I turned on the radio. It was about eight o’clock in the morning on Sunday, June 12, 2016. My drive into the city was the same as most Sundays at eight in the morning: empty sidewalks and no traffic. NPR was reporting on a shooting that had occurred in the early morning hours at a nightclub in Orlando. The facts were just emerging on my drive in, but in the hours and days that followed, details would come to light revealing that this was an event of mass proportion.

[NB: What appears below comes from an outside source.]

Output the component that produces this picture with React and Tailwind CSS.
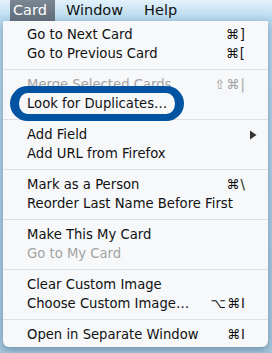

Omar Mateen walked into the Pulse nightclub and in a savage attack killed forty-nine people and wounded fifty-eight others. The Pulse was a gay nightclub, it was Latin night, and most of the victims were Latino. Mateen reportedly frequented the club, though the FBI and the CIA found no evidence of this. On his 911 call, Mateen swore allegiance to the leader of the Islamic State of Iraq, Abu Bakr al-Baghdadi.

The shooting became one of the deadliest mass shootings in US history, the deadliest terrorist attack since September 11, 2001, the deadliest incident of violence against the LGBTQ community, and an unspeakable act of violence against Latin American people. Mateen told a negotiator that his actions were retaliation for the American-led interventions in Iraq and Syria.

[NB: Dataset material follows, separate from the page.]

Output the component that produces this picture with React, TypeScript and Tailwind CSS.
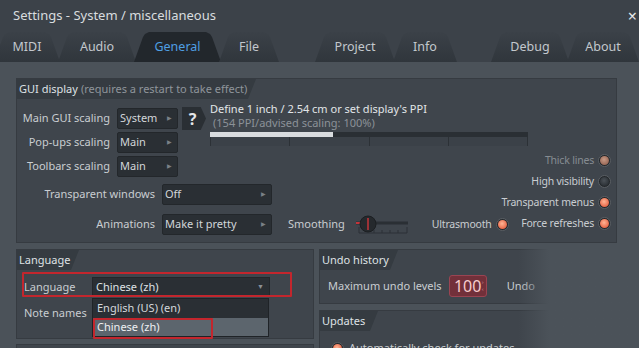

At church we held a moment of silence for the victims and their families, though the details were still sketchy. In the early hours of Sunday, June 12, so many facets of American society collided in an act of horrendous evil: sexuality, racism, gun control, Islamic fundamentalism, and a global war on terror that was proving to be incredibly complex with victory almost impossible to define. In our moment of silence, a fog filled my head. How would those families recover? What were our gay friends and neighbors thinking and feeling right now? Why? How? What the . . . ?

How do people who follow Jesus respond in moments like this?

Driving home from church, my radio still tuned to NPR, I listened to an interview of a local pastor in Orlando. The reporter summarized the tension with poignancy and firmness in one profound question: “How do evangelicals respond to this crisis when it is very clear politically that evangelicals are antigay and pro-gun?” That question rocked me. The pastor was stumped. I wondered how I would answer the reporter if she were to ask me the same question.

The gospel that was meant to be good news for all people was being translated by this reporter for American society, communicating that followers of Jesus were somehow aligned with the shooter’s beliefs. While not suggesting that Christians are pro-murder, this journalist was unearthing what no one wants to talk about: essentially, that it is hard for Christians to show compassion to victims and families of the Orlando nightclub shooting when certain streams within the church have sent the wrong message to the culture around us. What the reporter had heard the church communicate was that Mateen had the right to bear arms and that his denouncement of the LGBTQ community was compatible with the right way to think and vote. She assumed that this is the way Jesus’s followers think and vote. While I felt the pushback internally, I had to admit that this is how Christians are widely perceived.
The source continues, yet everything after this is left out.